I'm not a fan of it either (I'm happy to dress the bike up like something from Tron, but I don't want to look like a railway worker just to ride a bike).  I have donned a yellow Altura-alike for its hi-vis (rather than weather-protective) properties on a couple of occasions, chiefly during dense fog in daylight, and when directing traffic at the scene of an accident.


Quote
Ultimately the lighting I have on the rear is as much for the avoidance of doubt in the event of an accident than anything else. "You couldn't see me? I'm like a bloody xmas tree here!", but I can tailor the amount of it I actually turn on. On Dutch roads, it tends to just be the seat stay mounted dynamo light.

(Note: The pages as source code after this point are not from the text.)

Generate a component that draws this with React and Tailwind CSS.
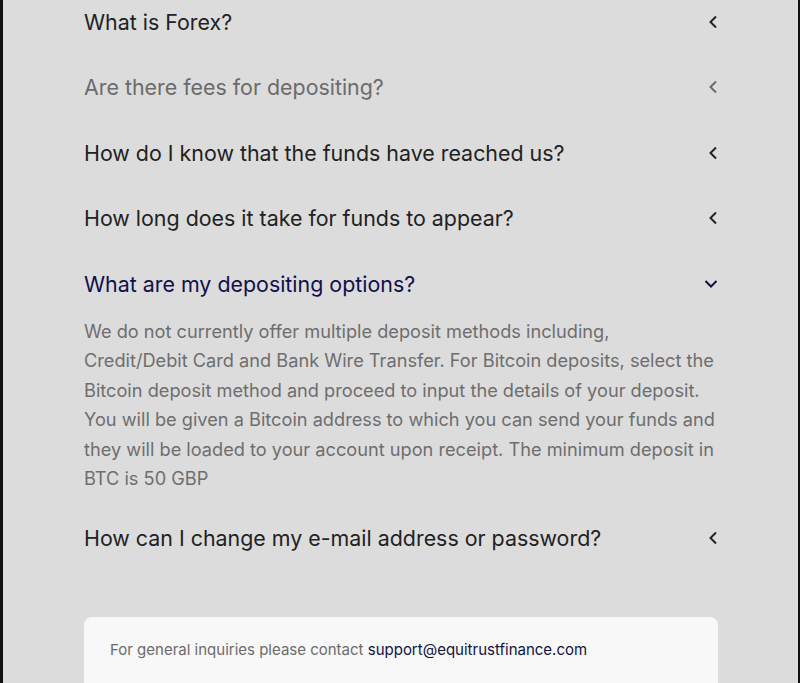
import React, { useState } from 'react';

const faqs = [
  { q: 'What is Forex?' },
  { q: 'Are there fees for depositing?' },
  { q: 'How do I know that the funds have reached us?' },
  { q: 'How long does it take for funds to appear?' },
  {
    q: 'What are my depositing options?',
    a: [
      'We do not currently offer multiple deposit methods including,',
      'Credit/Debit Card and Bank Wire Transfer. For Bitcoin deposits, select the',
      'Bitcoin deposit method and proceed to input the details of your deposit.',
      'You will be given a Bitcoin address to which you can send your funds and',
      'they will be loaded to your account upon receipt. The minimum deposit in',
      'BTC is 50 GBP',
    ],
  },
  { q: 'How can I change my e-mail address or password?' },
];

// Small chevron, points left when closed and down when open
const Chevron = ({ open }) => (
  <svg width="14" height="14" viewBox="0 0 14 14" fill="none" className="shrink-0">
    {open ? (
      <path d="M1.5 4 L7 9.5 L12.5 4" stroke="currentColor" strokeWidth="2" />
    ) : (
      <path d="M12 1.5 L6.5 7 L12 12.5" stroke="currentColor" strokeWidth="2" />
    )}
  </svg>
);

export default function App() {
  const [open, setOpen] = useState(4);
  const hover = 1;

  return (
    <div
      className="min-h-screen bg-[#dcdcdc] border-l-[3px] border-r-[2px] border-[#111] overflow-hidden"
      style={{ fontFamily: 'Inter, "Noto Sans", sans-serif' }}
    >
      <div className="max-w-[634px] ml-[81px] -mt-[11px]">
        {faqs.map((item, i) => {
          const isOpen = open === i;
          const color = isOpen ? 'text-[#10104a]' : i === hover ? 'text-[#6b6b6b]' : 'text-[#222222]';
          return (
            <div key={i}>
              <button
                onClick={() => setOpen(isOpen ? -1 : i)}
                className={`w-full h-[65.5px] flex items-center justify-between text-left text-[21.4px] ${color}`}
              >
                <span>{item.q}</span>
                <Chevron open={isOpen} />
              </button>
              {isOpen && item.a && (
                <p className="text-[18.2px] leading-[29.6px] text-[#6e6e6e] pb-[11px] whitespace-nowrap">
                  {item.a.map((line, j) => (
                    <span key={j} className="block">{line}</span>
                  ))}
                </p>
              )}
            </div>
          );
        })}

        <div className="mt-[46px] bg-[#f8f8f8] rounded-lg px-[26px] pt-[22px] pb-8 text-[15px] text-[#6b6b6b]">
          For general inquiries please contact{' '}
          <a href="#" className="text-[#12123e]">support@equitrustfinance.com</a>
        </div>
      </div>
    </div>
  );
}
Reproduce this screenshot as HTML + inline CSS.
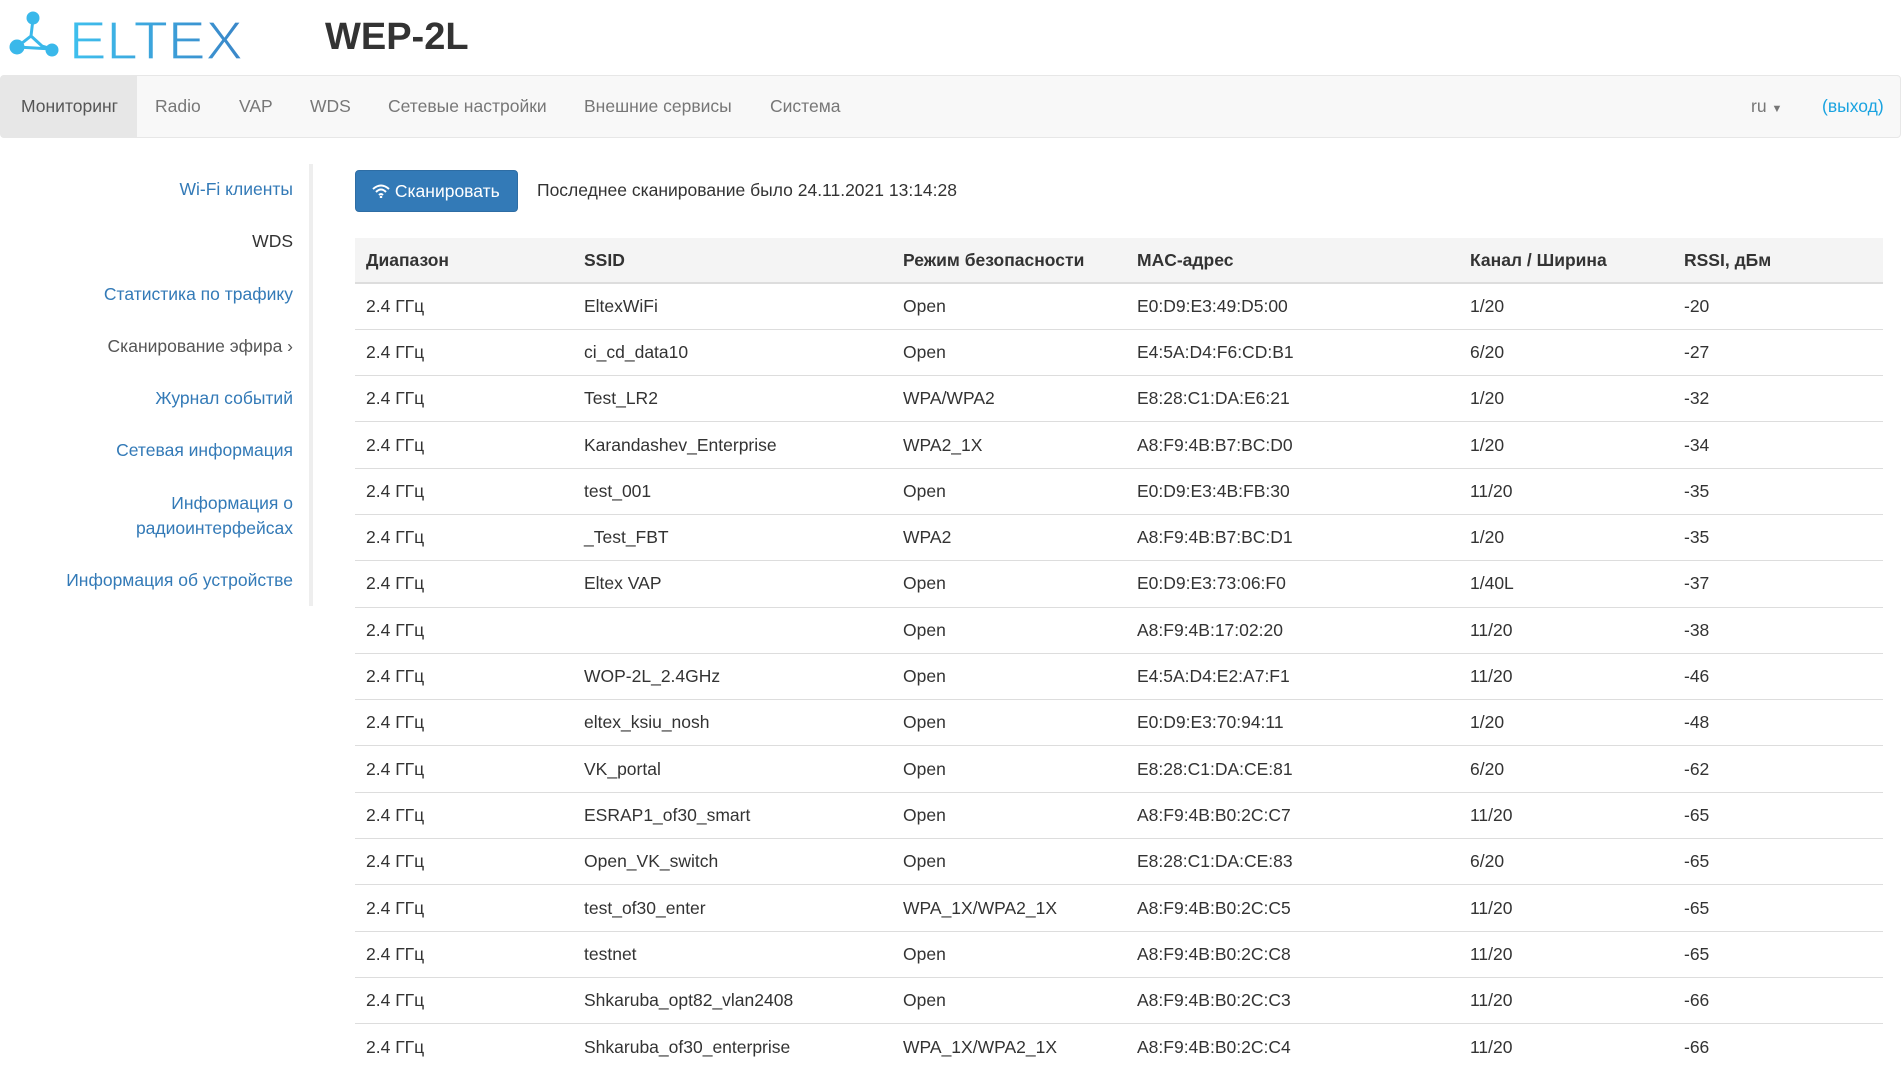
<!DOCTYPE html>
<html><head><meta charset="utf-8"><style>
*{box-sizing:border-box;margin:0;padding:0}
body{width:1901px;height:1072px;overflow:hidden;background:#fff;font-family:"Liberation Sans",Arial,sans-serif;color:#333;font-size:17.5px}
.hdr{position:absolute;left:0;top:0;width:1901px;height:75px}
.title{position:absolute;left:325px;top:16px;font-size:38px;font-weight:bold;color:#333}
.nav{position:absolute;left:0;top:75px;width:1901px;height:63px;background:#f8f8f8;border:1px solid #e7e7e7;border-radius:4px}
.nav span{position:absolute;top:20px;color:#777;font-size:17.5px}
.nav .act{position:absolute;left:0;top:0;width:136px;height:61px;background:#e7e7e7}
.side{position:absolute;left:0;top:164px;width:313px;height:442px;border-right:4px solid #eee}
.side div{position:absolute;right:16px;text-align:right;color:#337ab7;font-size:17.5px;line-height:25px}
.btn{position:absolute;left:355px;top:170px;width:163px;height:42px;background:#337ab7;border:1px solid #2e6da4;border-radius:4px;color:#fff;font-size:17.5px;line-height:40px;padding-left:16px}
.last{position:absolute;left:537px;top:180px}
table{position:absolute;left:355px;top:238px;width:1528px;border-collapse:collapse}
th{background:#f4f4f4;height:45px;text-align:left;font-weight:bold;padding-left:11px;border-bottom:2px solid #ddd}
td{height:46.3px;padding-left:11px;border-top:1px solid #ddd}
</style></head><body>
<div class="hdr">
<svg width="260" height="75" style="position:absolute;left:0;top:0">
<defs><linearGradient id="g" x1="0" x2="1"><stop offset="0" stop-color="#3ec0ee"/><stop offset="1" stop-color="#3a86c8"/></linearGradient></defs>
<path d="M33 19 L31 36 M31 36 L17 47 M31 36 L42 46 L52 49 M17 47 L52 49" stroke="#3ab8ea" stroke-width="3" fill="none"/>
<circle cx="33" cy="18" r="6.5" fill="#3ab8ea"/><circle cx="17" cy="47" r="7.5" fill="#3ab8ea"/><circle cx="52" cy="50" r="6.5" fill="#3ab8ea"/>
<text x="69" y="59" font-family="Liberation Sans" font-size="54" fill="url(#g)" stroke="#fff" stroke-width="1.2" textLength="174" lengthAdjust="spacingAndGlyphs">ELTEX</text>
</svg>
<div class="title">WEP-2L</div>
</div>
<div class="nav"><div class="act"></div>
<span style="left:20px;color:#555">Мониторинг</span><span style="left:154px">Radio</span><span style="left:238px">VAP</span><span style="left:309px">WDS</span><span style="left:387px">Сетевые настройки</span><span style="left:583px">Внешние сервисы</span><span style="left:769px">Система</span>
<span style="left:1750px">ru <small style="font-size:11px">▼</small></span><span style="left:1821px;color:#1aa3e0">(выход)</span></div>
<div class="side">
<div style="top:13px">Wi-Fi клиенты</div>
<div style="top:65px;color:#333">WDS</div>
<div style="top:118px">Статистика по трафику</div>
<div style="top:170px;color:#555">Сканирование эфира ›</div>
<div style="top:222px">Журнал событий</div>
<div style="top:274px">Сетевая информация</div>
<div style="top:327px">Информация о<br>радиоинтерфейсах</div>
<div style="top:404px">Информация об устройстве</div>
</div>
<div class="btn">
<svg width="18" height="14" viewBox="0 0 18 14" style="vertical-align:-1px"><path d="M1 5 Q9 -2 17 5 M4 8 Q9 3 14 8 M7 11 Q9 9 11 11" stroke="#fff" stroke-width="2" fill="none"/><circle cx="9" cy="13" r="1.3" fill="#fff"/></svg> Сканировать</div>
<div class="last">Последнее сканирование было 24.11.2021 13:14:28</div>
<table>
<colgroup><col style="width:218px"><col style="width:319px"><col style="width:234px"><col style="width:333px"><col style="width:214px"><col></colgroup>
<tr><th>Диапазон</th><th>SSID</th><th>Режим безопасности</th><th>MAC-адрес</th><th>Канал / Ширина</th><th>RSSI, дБм</th></tr>
<tr><td>2.4 ГГц</td><td>EltexWiFi</td><td>Open</td><td>E0:D9:E3:49:D5:00</td><td>1/20</td><td>-20</td></tr>
<tr><td>2.4 ГГц</td><td>ci_cd_data10</td><td>Open</td><td>E4:5A:D4:F6:CD:B1</td><td>6/20</td><td>-27</td></tr>
<tr><td>2.4 ГГц</td><td>Test_LR2</td><td>WPA/WPA2</td><td>E8:28:C1:DA:E6:21</td><td>1/20</td><td>-32</td></tr>
<tr><td>2.4 ГГц</td><td>Karandashev_Enterprise</td><td>WPA2_1X</td><td>A8:F9:4B:B7:BC:D0</td><td>1/20</td><td>-34</td></tr>
<tr><td>2.4 ГГц</td><td>test_001</td><td>Open</td><td>E0:D9:E3:4B:FB:30</td><td>11/20</td><td>-35</td></tr>
<tr><td>2.4 ГГц</td><td>_Test_FBT</td><td>WPA2</td><td>A8:F9:4B:B7:BC:D1</td><td>1/20</td><td>-35</td></tr>
<tr><td>2.4 ГГц</td><td>Eltex VAP</td><td>Open</td><td>E0:D9:E3:73:06:F0</td><td>1/40L</td><td>-37</td></tr>
<tr><td>2.4 ГГц</td><td></td><td>Open</td><td>A8:F9:4B:17:02:20</td><td>11/20</td><td>-38</td></tr>
<tr><td>2.4 ГГц</td><td>WOP-2L_2.4GHz</td><td>Open</td><td>E4:5A:D4:E2:A7:F1</td><td>11/20</td><td>-46</td></tr>
<tr><td>2.4 ГГц</td><td>eltex_ksiu_nosh</td><td>Open</td><td>E0:D9:E3:70:94:11</td><td>1/20</td><td>-48</td></tr>
<tr><td>2.4 ГГц</td><td>VK_portal</td><td>Open</td><td>E8:28:C1:DA:CE:81</td><td>6/20</td><td>-62</td></tr>
<tr><td>2.4 ГГц</td><td>ESRAP1_of30_smart</td><td>Open</td><td>A8:F9:4B:B0:2C:C7</td><td>11/20</td><td>-65</td></tr>
<tr><td>2.4 ГГц</td><td>Open_VK_switch</td><td>Open</td><td>E8:28:C1:DA:CE:83</td><td>6/20</td><td>-65</td></tr>
<tr><td>2.4 ГГц</td><td>test_of30_enter</td><td>WPA_1X/WPA2_1X</td><td>A8:F9:4B:B0:2C:C5</td><td>11/20</td><td>-65</td></tr>
<tr><td>2.4 ГГц</td><td>testnet</td><td>Open</td><td>A8:F9:4B:B0:2C:C8</td><td>11/20</td><td>-65</td></tr>
<tr><td>2.4 ГГц</td><td>Shkaruba_opt82_vlan2408</td><td>Open</td><td>A8:F9:4B:B0:2C:C3</td><td>11/20</td><td>-66</td></tr>
<tr><td>2.4 ГГц</td><td>Shkaruba_of30_enterprise</td><td>WPA_1X/WPA2_1X</td><td>A8:F9:4B:B0:2C:C4</td><td>11/20</td><td>-66</td></tr>
</table>
</body></html>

Agreed.  I've got the B&M dynamo light for normal riding (particularly in groups) and the obnoxious blinky for scary roads and really foul weather.  I have been known to adorn my bicycle with actual christmas lights, but that didn't stop an impatient Brummie trying to drive their car at me.
Careful, Kim. Your sarcasm's showing...

Re: Mudguard skills
« Reply #22 on: January 24, 2019, 03:44:45 pm »
,,,,, I ended up on a 70kph main road in Germany, in conditions where motorists would not expect a cyclist,

Apart from autobahns, what other roads in Germany would motorists not expect to see a cyclist?

,,, I had a couple of motorists (one BMW, one Audi), beep at me,

Audis and BMWs in Germany?

Re: Mudguard skills
« Reply #23 on: January 24, 2019, 03:55:52 pm »
IIRC in Germany (as in NL) it's compulsory to use a cycleway if there is one alongside the main road (subject to certain caveats, which the motons tend to be unaware of, so if you ride in the road they'll beep at you regardless...)

Re: Mudguard skills
« Reply #24 on: January 24, 2019, 04:10:15 pm »
IIRC in Germany (as in NL) it's compulsory to use a cycleway if there is one alongside the main road (subject to certain caveats, which the motons tend to be unaware of, so if you ride in the road they'll beep at you regardless...)
Is there an exemption for professional cyclists (if they're not training abroad)?